Couple: Secrets to the success of our 57-year-old marriage

Francis Njuguna, 85, and his wife, Nellie Wanjiku Njuguna, 79, celebrate Valentine's Day at Holy Family Basilica in Nairobi on February 14, 2016. They are always teasing each other. PHOTO | EVANS HABIL | NATION MEDIA GROUP

What you need to know:

  • When asked to explain their marital success, they cite tolerance, talking and listening to one another.
  • She blames the failure of many marriages today on what she described as an "I don’t care attitude" and preference for come-we-stay arrangements.

As Kenyans marked Valentine’s Day on Sunday, a couple that is celebrating 57 years in marriage had much to share with young people hoping to venture into marriage.

Francis Njuguna, 83, and Nellie Wanjiku, 78, tied the knot way back on July 12, 1958.

Njuguna was 27 when he met his wife-to-be at a missionary school in Kabete, where he was training to be a teacher.

She was there for her teaching practice. He says it must have been 1951.

“She saw a handsome young man,” says Njuguna jestingly, as his wife turns to him and quips: “Did you see a young beautiful girl or did I see you?” sending everybody into laughter.

This is the most striking thing you note about the two. They are always teasing each other.

Their children agree on their good-natured humour. Peculiarly, they habitually refer to each other as "mummy" and "daddy".

Njuguna, from Wangige, and Wanjiku, from Kanyariri, both villages in Kabete, Kiambu, say they dated secretly because relationships between young unmarried men and women were frowned upon.

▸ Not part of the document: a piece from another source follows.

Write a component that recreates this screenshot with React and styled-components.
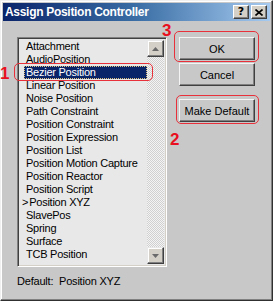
import React from "react";
import styled, {createGlobalStyle} from 'styled-components';

const GlobalStyle = createGlobalStyle`
  html, body {
    margin: 0;
    padding: 0;
    background: #c8c8c8;
  }
  body {
    font-family: "Liberation Sans", Arial, sans-serif;
  }
`;

const items = [
  'Attachment',
  'AudioPosition',
  'Bezier Position',
  'Linear Position',
  'Noise Position',
  'Path Constraint',
  'Position Constraint',
  'Position Expression',
  'Position List',
  'Position Motion Capture',
  'Position Reactor',
  'Position Script',
  'Position XYZ',
  'SlavePos',
  'Spring',
  'Surface',
  'TCB Position',
];

const selected = 'Bezier Position';
const current = 'Position XYZ';

const Arrow = ({down}) => (
  <svg width="7" height="4" viewBox="0 0 7 4">
    {down
      ? <path d="M0 0h7L3.5 4z" fill="#6a6a6a"/>
      : <path d="M0 4h7L3.5 0z" fill="#6a6a6a"/>}
  </svg>
);

export default function App() {
  return (
    <>
      <GlobalStyle/>
      <Window>
        <TitleBar>
          <Title>Assign Position Controller</Title>
          <TitleButtons>
            <TitleButton>?</TitleButton>
            <TitleButton>
              <svg width="8" height="7" viewBox="0 0 8 7">
                <path d="M0.5 0.5L7.5 6.5M7.5 0.5L0.5 6.5" stroke="#000" strokeWidth="1.6"/>
              </svg>
            </TitleButton>
          </TitleButtons>
        </TitleBar>

        <Body>
          <LeftColumn>
            <ListBox>
              <Items>
                {items.map(name => (
                  <Item key={name} $selected={name === selected}>
                    {name === selected && <Mark $pos="left">1</Mark>}
                    {name === selected && <Outline $inset="-3px -6px -2px -10px"/>}
                    {name === current && <Pointer>&gt;</Pointer>}
                    {name}
                  </Item>
                ))}
              </Items>
              <ScrollBar>
                <ScrollButton><Arrow/></ScrollButton>
                <Track/>
                <ScrollButton><Arrow down/></ScrollButton>
              </ScrollBar>
            </ListBox>
            <DefaultLabel>Default:&nbsp; Position XYZ</DefaultLabel>
          </LeftColumn>

          <RightColumn>
            <Marked>
              <Mark $pos="top">3</Mark>
              <Outline $inset="-6px -4px -2px -5px"/>
              <Button>OK</Button>
            </Marked>
            <Button>Cancel</Button>
            <Marked $gap>
              <Outline $inset="-4px -4px -2px -3px"/>
              <Button>Make Default</Button>
              <Mark $pos="below">2</Mark>
            </Marked>
          </RightColumn>
        </Body>
      </Window>
    </>
  );
}

const Window = styled.div`
  width: 273px;
  height: 301px;
  box-sizing: border-box;
  padding: 2px;
  background: #c8c8c8;
  border: 1px solid;
  border-color: #f0f0f0 #303030 #303030 #f0f0f0;
  box-shadow: inset -1px -1px #808080, inset 1px 1px #ffffff;

  display: flex;
  flex-direction: column;
`;

const TitleBar = styled.div`
  height: 18px;
  flex: 0 0 auto;
  padding: 0 3px 0 2px;
  background: linear-gradient(to right, #0a246a 0%, #3a6ea5 50%, #a6caf0 100%);

  display: flex;
  align-items: center;
  justify-content: space-between;
`;

const Title = styled.span`
  color: #ffffff;
  font-family: "Liberation Sans", Arial, sans-serif;
  font-weight: bold;
  font-size: 12px;
  letter-spacing: -0.3px;
`;

const TitleButtons = styled.div`
  display: flex;
  gap: 2px;
`;

const TitleButton = styled.div`
  width: 16px;
  height: 14px;
  box-sizing: border-box;
  background: #d4d0c8;
  border: 1px solid;
  border-color: #ffffff #404040 #404040 #ffffff;
  box-shadow: inset -1px -1px #808080;
  font-family: "DejaVu Sans", sans-serif;
  font-weight: bold;
  font-size: 11px;
  line-height: 12px;
  color: #000;

  display: flex;
  align-items: center;
  justify-content: center;
`;

const Body = styled.div`
  flex: 1 1 auto;
  padding: 16px 0 0 14px;

  display: flex;
  gap: 12px;
`;

const LeftColumn = styled.div`
  display: flex;
  flex-direction: column;
`;

const ListBox = styled.div`
  width: 150px;
  height: 230px;
  box-sizing: border-box;
  background: #e8e8e8;
  border: 1px solid;
  border-color: #808080 #ffffff #ffffff #808080;
  box-shadow: inset 1px 1px #404040, inset -1px -1px #d4d0c8;
  padding: 2px;

  display: flex;
`;

const Items = styled.div`
  flex: 1 1 auto;
  padding-left: 4px;
  font-size: 11px;
  letter-spacing: -0.25px;
  color: #000;
`;

const Item = styled.div`
  position: relative;
  height: 13px;
  line-height: 13px;
  padding-left: 2px;
  white-space: nowrap;
  color: ${p => p.$selected ? '#ffffff' : '#000000'};
  background: ${p => p.$selected ? '#0a246a' : 'transparent'};
  outline: ${p => p.$selected ? '1px dotted #e0c080' : 'none'};
  outline-offset: -1px;
`;

const Pointer = styled.span`
  margin-left: -4px;
  margin-right: 1px;
`;

const ScrollBar = styled.div`
  width: 17px;
  flex: 0 0 auto;

  display: flex;
  flex-direction: column;
`;

const ScrollButton = styled.div`
  height: 17px;
  box-sizing: border-box;
  background: #d4d0c8;
  border: 1px solid;
  border-color: #e8e8e8 #404040 #404040 #e8e8e8;
  box-shadow: inset -1px -1px #808080, inset 1px 1px #ffffff;

  display: flex;
  align-items: center;
  justify-content: center;
`;

const Track = styled.div`
  flex: 1 1 auto;
  background: repeating-conic-gradient(#f4f4f4 0 25%, #d0d0d0 0 50%) 0 0 / 2px 2px;
`;

const DefaultLabel = styled.div`
  margin-top: 8px;
  font-size: 11px;
  line-height: 13px;
  letter-spacing: -0.2px;
  color: #000;
`;

const RightColumn = styled.div`
  display: flex;
  flex-direction: column;
  gap: 3px;
`;

const Marked = styled.div`
  position: relative;
  margin-top: ${p => p.$gap ? '10px' : '0'};
`;

const Button = styled.div`
  width: 76px;
  height: 23px;
  box-sizing: border-box;
  background: #c8c8c8;
  border: 1px solid;
  border-color: #f4f4f4 #404040 #404040 #f4f4f4;
  box-shadow: inset -1px -1px #808080;
  font-size: 11px;
  color: #000;

  display: flex;
  align-items: center;
  justify-content: center;
`;

const Outline = styled.div`
  position: absolute;
  z-index: 2;
  inset: ${p => p.$inset};
  border: 1.5px solid #e8303a;
  border-radius: 5px;
  pointer-events: none;
`;

const Mark = styled.span`
  position: absolute;
  z-index: 2;
  color: #e81020;
  font-family: "Liberation Sans", Arial, sans-serif;
  font-weight: bold;
  font-size: 17px;
  line-height: 17px;
  letter-spacing: 0;
  ${p => p.$pos === 'left' && 'left: -24px; top: -1px;'}
  ${p => p.$pos === 'top' && 'left: -17px; top: -15px;'}
  ${p => p.$pos === 'below' && 'left: -9px; top: 32px;'}
`;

According to Wanjiku, had her parents got wind of it, she would have been in trouble.

“Unless you were married to their daughter, you weren’t just simply welcome to their home,” adds Njuguna.

Even after a four-year separation, during which Njuguna was arrested and detained during a Mau Mau swoop, the pair picked up from where they had stopped and continued with their relationship, which culminated in their tying the knot.

MARITAL ADVICE
When asked to explain their marital success, they cite tolerance, talking and listening to one another.

But Wanjiku emphasises involving God in all that appertains to marriage.

“Everybody has got their own expectation of marriage. But my parents had counselled me. And there is something I carried that got me going. When you get stuck, look to the Lord,” she says.

She blames the failure of many marriages today on what she described as an "I don’t care attitude" and preference for come-we-stay arrangements.

Njuguna backs his wife on this.

“When we were getting married, there were no trial marriages. You went in because you were certain that is what you wanted.

“But today a boy meets a pretty girl and the girl looks at whether the boy has money and they move in together even without knowing each other properly or each other’s homes of origin.”

He says that before one got married those many years back, one had to learn about the other person, the family and clan.